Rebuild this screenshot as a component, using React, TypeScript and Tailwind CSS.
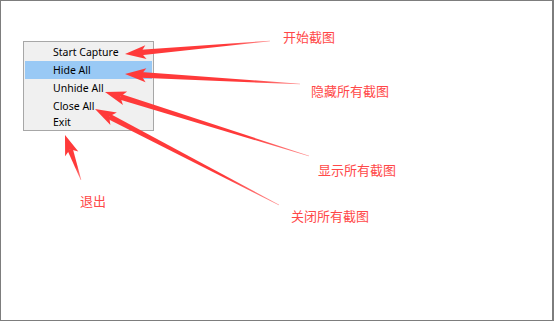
import React from "react";

type Arrow = { tip: [number, number]; tail: [number, number] };

const arrows: Arrow[] = [
  { tip: [123, 52], tail: [268, 39] },
  { tip: [123, 72], tail: [298, 82] },
  { tip: [103, 90], tail: [307, 154] },
  { tip: [93, 107], tail: [277, 203] },
  { tip: [63, 133], tail: [79, 178] },
];

function arrowPolys(a: Arrow) {
  const [tx, ty] = a.tip;
  const [sx, sy] = a.tail;
  const dx = tx - sx;
  const dy = ty - sy;
  const len = Math.hypot(dx, dy);
  const ux = dx / len;
  const uy = dy / len;
  const nx = -uy;
  const ny = ux;
  const headLen = Math.min(21, len * 0.42);
  const hw = 7;
  const sw = 2.8;
  const bx = tx - ux * headLen;
  const by = ty - uy * headLen;
  const nbx = tx - ux * (headLen - 5);
  const nby = ty - uy * (headLen - 5);
  const head = [
    [tx, ty],
    [bx + nx * hw, by + ny * hw],
    [nbx, nby],
    [bx - nx * hw, by - ny * hw],
  ]
    .map((p) => p.join(","))
    .join(" ");
  const shaft = [
    [sx + nx * 0.3, sy + ny * 0.3],
    [nbx + nx * sw, nby + ny * sw],
    [nbx - nx * sw, nby - ny * sw],
    [sx - nx * 0.3, sy - ny * 0.3],
  ]
    .map((p) => p.join(","))
    .join(" ");
  return { head, shaft };
}

const items = ["Start Capture", "Hide All", "Unhide All", "Close All", "Exit"];

const labels: { text: string; x: number; y: number }[] = [
  { text: "开始截图", x: 282, y: 29 },
  { text: "隐藏所有截图", x: 310, y: 83 },
  { text: "显示所有截图", x: 317, y: 162 },
  { text: "退出", x: 79, y: 193 },
  { text: "关闭所有截图", x: 290, y: 208 },
];

export default function App() {
  return (
    <div className="relative w-[554px] h-[321px] bg-white border-l border-t border-b border-r-2 border-[#7d7d7d] overflow-hidden">
      <div
        className="ml-[22px] mt-[40px] w-[131px] border border-[#a7a7a7] bg-[#f0f0f0] pt-px text-[10.5px] text-black"
        style={{ fontFamily: '"Noto Sans", "Open Sans", sans-serif' }}
      >
        {items.map((t, i) => (
          <div
            key={t}
            className={
              (i === 1 ? "bg-[#99c9f5] " : "") +
              (i === 4 ? "h-[15px] leading-[15px] " : "h-[18px] leading-[18px] ") +
              "mx-px pl-[28px] whitespace-nowrap"
            }
          >
            {t}
          </div>
        ))}
      </div>

      {labels.map((l) => (
        <div
          key={l.text}
          className="absolute text-[13px] leading-[14px] text-[#ff4848] whitespace-nowrap"
          style={{
            left: l.x,
            top: l.y,
            fontFamily: '"Noto Sans CJK SC", "Noto Sans", sans-serif',
          }}
        >
          {l.text}
        </div>
      ))}

      <svg
        className="absolute left-0 top-0 pointer-events-none"
        width={554}
        height={321}
        viewBox="-1 -1 554 321"
      >
        <defs>
          {arrows.map((a, i) => (
            <linearGradient
              key={i}
              id={"ag" + i}
              gradientUnits="userSpaceOnUse"
              x1={a.tail[0]}
              y1={a.tail[1]}
              x2={a.tip[0]}
              y2={a.tip[1]}
            >
              <stop offset="0" stopColor="#ff9090" />
              <stop offset="0.3" stopColor="#ff3a3a" />
              <stop offset="1" stopColor="#ff3a3a" />
            </linearGradient>
          ))}
        </defs>
        {arrows.map((a, i) => {
          const { head, shaft } = arrowPolys(a);
          return (
            <g key={i}>
              <polygon points={shaft} fill={"url(#ag" + i + ")"} />
              <polygon points={head} fill="#ff3a3a" />
            </g>
          );
        })}
      </svg>
    </div>
  );
}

- Task brief -
Give again, exactly, the lines from the start of the data through the one holding "tip: [number, number];"; omit the pictures.

- Task output -
Rebuild this screenshot as a component, using React, TypeScript and Tailwind CSS.
import React from "react";

type Arrow = { tip: [number, number]; tail: [number, number] };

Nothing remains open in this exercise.